Another thing that I suspect might temper the Deccan Traps idea is the long time frame over which they occurred, perhaps never dumping too much gas into the atmosphere at once. 30,000 years is a significant length of time – much longer than humans have been on the American continents, longer than we’ve been without Neanderthals or mammoths. Yet there’s also the fact that the Permian-Triassic (P-Tr) extinction, 252 million years ago, coincides with another major volcanic period, a suspicious detail that makes one think, at least.
There is no doubt, however, that both events had their effects on the time period. The Chicxulub impactor produced debris extending across most of the US and Mexico; the Deccan Traps are among the largest volcanic deposits known. The asteroid impact effects might have been too brief to cause so major an extinction; the Deccan eruptions might have been spread out enough not to change the climate radically. It is even possible that both are at fault, a coincidental one-two punch that prevented the potential recovery from either alone.
I have no images to illustrate even this thin sediment line, since I’ve never been out west – I have plans to go, since I’d really like to see this for myself. I’d also like a rock sample that contains that line, but (departing from the original topic a little) I also find this a little silly. Holding such a rock in my hands won’t impart anything more to me than research does, considerably less in fact, and to be honest, any such rock around here might have its own link to cataclysmic events – I just don’t know about it.
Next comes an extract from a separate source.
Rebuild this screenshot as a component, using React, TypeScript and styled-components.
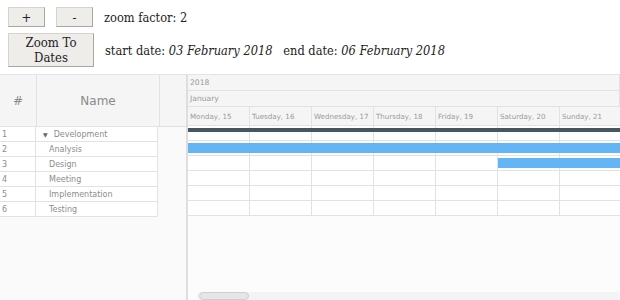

Like meeting a celebrity or viewing a famous painting, the thrill is all in our heads, a strange emotional sense provoked by a perceived importance rather than any external stimuli. I suspect that the sense is actually confirmation; we’ve heard all the stories, but it takes the input of our eyes, ears, fingers, to tell us they were real. We may never know exactly what happened 65 million years ago to eradicate so many species, but right there sits a memorial, the barest hint of an abrupt turn for species on Earth. The rocks are the only remaining witness, but we, at least, can sometimes read their story.